On July 8th, 2022, Rogers customers woke up to a communications nightmare.
Wireless and wireline customers lost access to services and couldn’t make phone calls, send texts, or use the internet.
Brands using Rogers services, like TekSavvy, were also impacted, along with access to emergency services. Businesses couldn’t accept debit transactions through Interac (which also used Rogers network), subjecting some only to accept cash.
The cause? A maintenance update led routers to malfunction. But even a year on, a detailed picture has yet to be presented. While Rogers did make filings with the Canadian Radio-television and Telecommunications Commission (CRTC), a lot of the detail was redacted under privacy concerns, shielding the true impact of the outage from public view.
It took 24 hours for Rogers to restore services to the “vast majority” of customers, while others had to wait much longer. Rogers offered five days’ worth of credit to more than 13 million customers. The company vowed to separate wireless and wireline traffic to prevent a repeat.
The outage served as a small shifting point in the way Canadians used telecom services. Innovation, Science, and Industry Minister François-Philippe Champagne directed major telecom providers to agree on emergency roaming, mutual assistance and a communications protocol in the event of future outages. More than a dozen companies signed a memorandum of understanding (MOU).
Businesses also made steps to change things. According to research Cradlepoint released in May, 74 percent of organizations in Canada made changes in the past six months to ensure their businesses won’t suffer from a major outage. A further 92 percent of surveyed businesses believed good connectivity would help them deal with unexpected changes. The figures are based on 500 responses collected from various businesses.
Accessing such connectivity can sometimes be a challenge. One way to ensure this is possible is through network diversity, such as having a wireless connection through a different provider. Cradlepoint suggests businesses consider adding a second connection through LTE or 5G.
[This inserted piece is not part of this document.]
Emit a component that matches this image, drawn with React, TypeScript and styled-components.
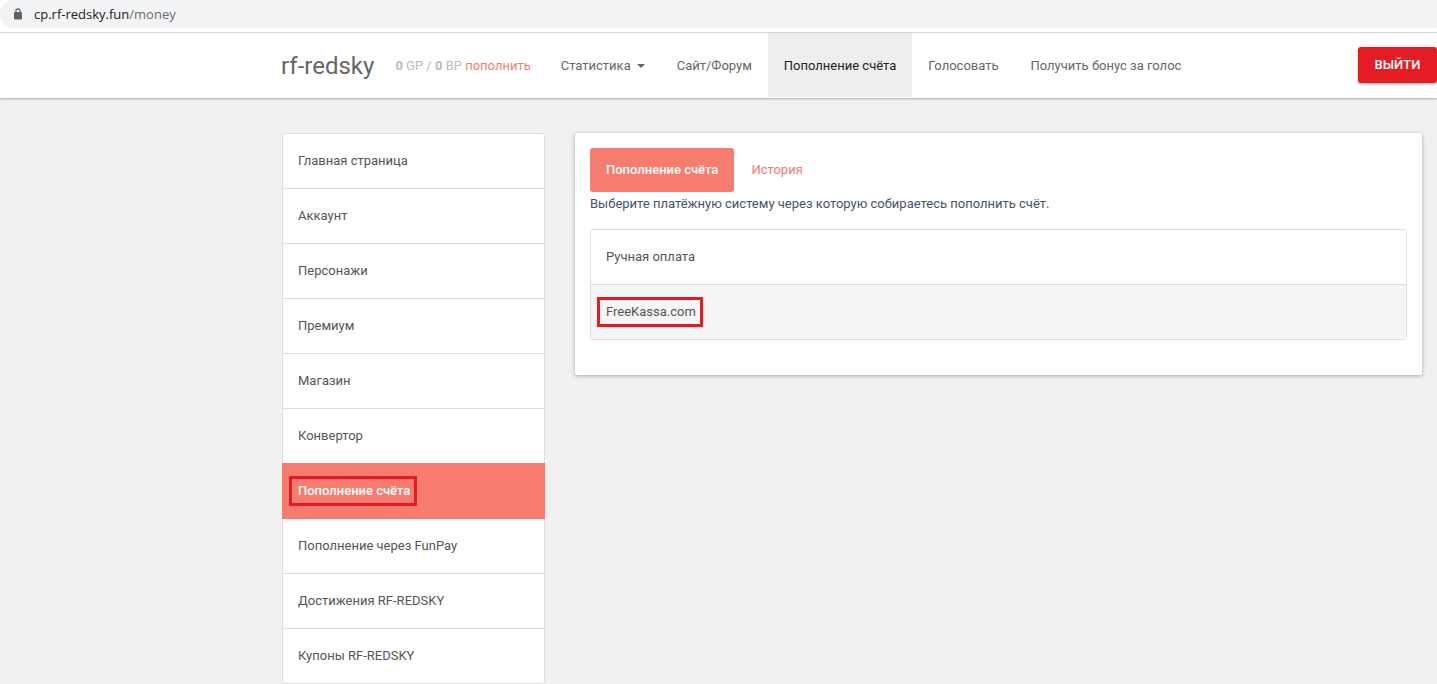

But there are a couple of important things for businesses and individuals to keep in mind when they want to diversify. The biggest is to ensure providers function independently. This was a problem during the Rogers July 8th outage, as several of the impacted providers used Rogers’ services.
Incentives can also make it harder. While they may offer a great deal or perks, they often require customers to bundle services. A good idea in theory, especially for a country known for paying some of the highest telecom prices in the G7, the positives end when an outage impacting all services occurs.
“Customers rely on our networks every day and we are focused on delivering the highest level of network resiliency for Canadians. Since last summer, we completed a full review of our network to optimize resiliency and have implemented a number of safeguards,” a Rogers spokesperson told MobileSyrup.
“We have also introduced advanced AI technology to strengthen predictive simulation capabilities and are working with Cisco to be the first Canadian operator to separate our IP core for wireless and wireline services, as well as investing $20 billion over five years in our networks.”
While not at the same scale, outages have continued to impact Canadians. Rogers customers in central Ontario experienced an outage in May. Bell customers in Ontario also experienced outrages, including in Kingston and Brantford.
Rogers remains a leading telecom provider in Canada.
Updated July 7th, 2023, at 12:42pm ET: The article has been updated to reflect the time Rogers says it took them to restore services for most customers.
Updated July 7th, 2023, at 2:16pm ET: The article has been updated with a statement from Rogers.